▶ _SET EXERCISE_
Pull out every line in the data that has the string "page" in it.

* * *

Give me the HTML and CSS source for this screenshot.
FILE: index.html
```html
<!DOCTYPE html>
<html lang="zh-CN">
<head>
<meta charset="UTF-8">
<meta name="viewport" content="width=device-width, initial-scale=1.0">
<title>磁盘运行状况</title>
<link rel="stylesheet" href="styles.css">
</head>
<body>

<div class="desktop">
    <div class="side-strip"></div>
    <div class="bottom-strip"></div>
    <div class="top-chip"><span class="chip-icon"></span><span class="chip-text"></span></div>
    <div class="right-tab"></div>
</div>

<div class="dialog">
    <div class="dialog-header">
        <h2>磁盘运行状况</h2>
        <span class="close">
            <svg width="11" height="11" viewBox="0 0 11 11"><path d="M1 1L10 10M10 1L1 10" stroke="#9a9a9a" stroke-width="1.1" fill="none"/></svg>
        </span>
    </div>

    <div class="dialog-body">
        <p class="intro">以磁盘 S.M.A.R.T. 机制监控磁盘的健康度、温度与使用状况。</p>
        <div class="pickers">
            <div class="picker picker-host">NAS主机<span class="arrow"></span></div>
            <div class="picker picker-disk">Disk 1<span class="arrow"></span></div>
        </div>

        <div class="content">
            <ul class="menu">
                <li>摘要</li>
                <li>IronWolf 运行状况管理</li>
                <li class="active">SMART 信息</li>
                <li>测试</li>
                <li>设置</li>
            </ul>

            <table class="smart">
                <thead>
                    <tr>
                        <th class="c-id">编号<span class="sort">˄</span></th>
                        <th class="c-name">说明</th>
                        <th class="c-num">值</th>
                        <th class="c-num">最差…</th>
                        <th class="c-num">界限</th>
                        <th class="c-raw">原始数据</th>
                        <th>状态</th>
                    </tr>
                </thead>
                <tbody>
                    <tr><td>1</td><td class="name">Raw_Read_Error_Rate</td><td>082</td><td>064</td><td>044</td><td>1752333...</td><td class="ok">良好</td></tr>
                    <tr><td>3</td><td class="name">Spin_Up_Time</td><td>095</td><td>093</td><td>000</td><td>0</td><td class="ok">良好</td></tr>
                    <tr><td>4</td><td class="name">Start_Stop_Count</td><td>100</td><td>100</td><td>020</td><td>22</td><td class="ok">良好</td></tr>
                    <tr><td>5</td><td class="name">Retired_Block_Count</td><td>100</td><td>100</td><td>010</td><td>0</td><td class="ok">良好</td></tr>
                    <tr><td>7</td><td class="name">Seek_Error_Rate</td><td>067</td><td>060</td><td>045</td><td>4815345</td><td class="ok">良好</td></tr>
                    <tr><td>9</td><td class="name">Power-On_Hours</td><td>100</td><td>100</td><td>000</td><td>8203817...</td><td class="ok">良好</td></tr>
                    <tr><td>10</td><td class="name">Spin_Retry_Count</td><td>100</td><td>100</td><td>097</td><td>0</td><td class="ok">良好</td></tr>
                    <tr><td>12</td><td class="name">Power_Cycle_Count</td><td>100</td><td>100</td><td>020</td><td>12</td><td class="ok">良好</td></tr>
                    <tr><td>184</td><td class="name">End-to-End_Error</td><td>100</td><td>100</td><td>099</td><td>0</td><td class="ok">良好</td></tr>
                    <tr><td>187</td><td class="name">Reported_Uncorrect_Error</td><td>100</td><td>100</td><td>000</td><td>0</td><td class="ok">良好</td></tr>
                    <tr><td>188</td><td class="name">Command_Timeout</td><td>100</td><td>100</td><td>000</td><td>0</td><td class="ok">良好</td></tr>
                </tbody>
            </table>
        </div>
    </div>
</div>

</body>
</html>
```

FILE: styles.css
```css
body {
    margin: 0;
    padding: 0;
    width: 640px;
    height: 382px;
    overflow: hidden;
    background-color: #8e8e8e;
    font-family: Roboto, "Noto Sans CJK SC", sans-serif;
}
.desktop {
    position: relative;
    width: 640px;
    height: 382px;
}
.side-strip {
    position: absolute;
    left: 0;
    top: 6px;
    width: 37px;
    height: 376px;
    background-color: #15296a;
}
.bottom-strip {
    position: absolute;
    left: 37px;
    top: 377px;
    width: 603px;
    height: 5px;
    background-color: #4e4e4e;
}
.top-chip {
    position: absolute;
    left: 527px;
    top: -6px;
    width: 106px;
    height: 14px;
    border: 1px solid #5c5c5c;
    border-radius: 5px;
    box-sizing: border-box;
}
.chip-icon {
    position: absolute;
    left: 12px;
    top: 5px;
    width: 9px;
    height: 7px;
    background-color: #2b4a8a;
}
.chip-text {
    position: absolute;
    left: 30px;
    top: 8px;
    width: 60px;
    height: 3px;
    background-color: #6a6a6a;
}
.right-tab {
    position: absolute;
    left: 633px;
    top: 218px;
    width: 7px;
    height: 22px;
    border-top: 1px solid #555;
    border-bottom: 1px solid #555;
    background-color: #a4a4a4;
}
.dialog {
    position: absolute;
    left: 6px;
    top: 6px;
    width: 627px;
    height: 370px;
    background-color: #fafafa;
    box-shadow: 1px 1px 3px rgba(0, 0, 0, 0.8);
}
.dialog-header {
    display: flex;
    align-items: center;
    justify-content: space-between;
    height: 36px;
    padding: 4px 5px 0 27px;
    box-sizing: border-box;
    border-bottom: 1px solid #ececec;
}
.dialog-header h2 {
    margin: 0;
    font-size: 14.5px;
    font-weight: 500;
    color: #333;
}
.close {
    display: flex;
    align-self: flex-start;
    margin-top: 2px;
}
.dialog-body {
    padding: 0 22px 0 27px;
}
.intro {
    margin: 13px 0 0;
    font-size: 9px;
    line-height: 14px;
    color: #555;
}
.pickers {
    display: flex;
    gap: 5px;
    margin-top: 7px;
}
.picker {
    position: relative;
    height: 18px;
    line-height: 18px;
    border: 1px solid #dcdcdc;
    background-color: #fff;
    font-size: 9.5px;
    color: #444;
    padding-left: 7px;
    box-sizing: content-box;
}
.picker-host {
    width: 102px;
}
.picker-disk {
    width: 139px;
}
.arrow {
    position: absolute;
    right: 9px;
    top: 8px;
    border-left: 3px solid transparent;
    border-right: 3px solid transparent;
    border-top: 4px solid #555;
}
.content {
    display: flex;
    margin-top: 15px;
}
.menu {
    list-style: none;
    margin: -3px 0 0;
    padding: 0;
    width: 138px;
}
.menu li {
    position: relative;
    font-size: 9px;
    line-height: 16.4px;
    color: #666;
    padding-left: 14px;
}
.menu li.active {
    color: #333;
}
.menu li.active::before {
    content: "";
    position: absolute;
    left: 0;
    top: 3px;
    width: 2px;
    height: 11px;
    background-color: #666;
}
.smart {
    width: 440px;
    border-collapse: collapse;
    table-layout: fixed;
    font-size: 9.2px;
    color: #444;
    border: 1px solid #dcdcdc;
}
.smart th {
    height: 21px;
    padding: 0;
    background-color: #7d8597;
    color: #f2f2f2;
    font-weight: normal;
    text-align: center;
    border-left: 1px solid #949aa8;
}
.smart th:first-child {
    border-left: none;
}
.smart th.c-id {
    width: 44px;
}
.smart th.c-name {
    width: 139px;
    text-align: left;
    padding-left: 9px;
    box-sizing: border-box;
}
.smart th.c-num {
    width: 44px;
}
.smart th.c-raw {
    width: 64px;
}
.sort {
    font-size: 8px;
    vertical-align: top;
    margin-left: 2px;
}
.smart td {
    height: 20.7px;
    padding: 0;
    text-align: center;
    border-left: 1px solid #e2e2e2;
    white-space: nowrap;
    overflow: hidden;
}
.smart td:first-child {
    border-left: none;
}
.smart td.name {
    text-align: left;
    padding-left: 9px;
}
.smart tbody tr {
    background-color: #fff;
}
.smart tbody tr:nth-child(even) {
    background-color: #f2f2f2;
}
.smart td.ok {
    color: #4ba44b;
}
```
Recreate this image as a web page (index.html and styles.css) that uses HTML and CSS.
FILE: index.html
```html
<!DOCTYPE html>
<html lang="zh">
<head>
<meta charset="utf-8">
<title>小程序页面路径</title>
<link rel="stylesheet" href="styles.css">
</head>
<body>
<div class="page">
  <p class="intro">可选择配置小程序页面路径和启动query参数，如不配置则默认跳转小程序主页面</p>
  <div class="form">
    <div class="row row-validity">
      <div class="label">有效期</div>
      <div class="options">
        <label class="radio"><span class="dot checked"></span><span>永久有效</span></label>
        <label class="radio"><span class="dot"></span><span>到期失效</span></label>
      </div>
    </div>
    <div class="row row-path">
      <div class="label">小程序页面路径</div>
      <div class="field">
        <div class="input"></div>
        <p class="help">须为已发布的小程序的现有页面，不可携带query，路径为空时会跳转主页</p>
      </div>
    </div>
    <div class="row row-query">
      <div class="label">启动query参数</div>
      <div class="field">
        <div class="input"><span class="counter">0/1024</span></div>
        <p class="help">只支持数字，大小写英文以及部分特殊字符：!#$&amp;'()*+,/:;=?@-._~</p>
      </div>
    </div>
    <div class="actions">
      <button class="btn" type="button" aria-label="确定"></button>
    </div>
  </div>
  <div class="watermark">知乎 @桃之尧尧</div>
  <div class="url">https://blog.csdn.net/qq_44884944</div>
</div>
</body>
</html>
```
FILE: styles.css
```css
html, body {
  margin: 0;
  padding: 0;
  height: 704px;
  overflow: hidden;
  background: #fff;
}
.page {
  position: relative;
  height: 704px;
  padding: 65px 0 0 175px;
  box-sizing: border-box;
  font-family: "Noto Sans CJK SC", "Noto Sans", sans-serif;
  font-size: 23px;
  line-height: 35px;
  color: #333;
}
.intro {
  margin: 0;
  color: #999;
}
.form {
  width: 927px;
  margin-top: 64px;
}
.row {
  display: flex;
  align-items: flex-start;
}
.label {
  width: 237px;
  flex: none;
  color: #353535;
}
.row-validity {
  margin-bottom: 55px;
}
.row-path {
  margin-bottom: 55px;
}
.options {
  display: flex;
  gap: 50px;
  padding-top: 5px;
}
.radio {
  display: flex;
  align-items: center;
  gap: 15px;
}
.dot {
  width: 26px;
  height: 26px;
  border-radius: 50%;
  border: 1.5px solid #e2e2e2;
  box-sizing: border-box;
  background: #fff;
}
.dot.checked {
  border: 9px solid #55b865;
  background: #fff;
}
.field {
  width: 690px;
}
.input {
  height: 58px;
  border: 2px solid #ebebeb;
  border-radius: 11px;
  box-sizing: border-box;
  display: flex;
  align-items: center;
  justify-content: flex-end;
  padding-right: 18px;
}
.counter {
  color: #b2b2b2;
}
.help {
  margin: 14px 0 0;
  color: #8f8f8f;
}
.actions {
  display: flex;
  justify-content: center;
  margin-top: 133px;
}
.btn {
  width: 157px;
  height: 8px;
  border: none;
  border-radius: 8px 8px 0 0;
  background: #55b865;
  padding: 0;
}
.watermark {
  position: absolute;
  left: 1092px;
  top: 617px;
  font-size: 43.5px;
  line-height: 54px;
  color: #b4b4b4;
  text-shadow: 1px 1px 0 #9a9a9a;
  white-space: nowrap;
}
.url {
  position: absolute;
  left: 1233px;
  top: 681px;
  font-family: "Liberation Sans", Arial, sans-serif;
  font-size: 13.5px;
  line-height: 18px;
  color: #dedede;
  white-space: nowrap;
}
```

* * *

▶ _RESPONSE_
Recreate this image as a web page (index.html and styles.css) that uses HTML and CSS.
<div class="page">
.page {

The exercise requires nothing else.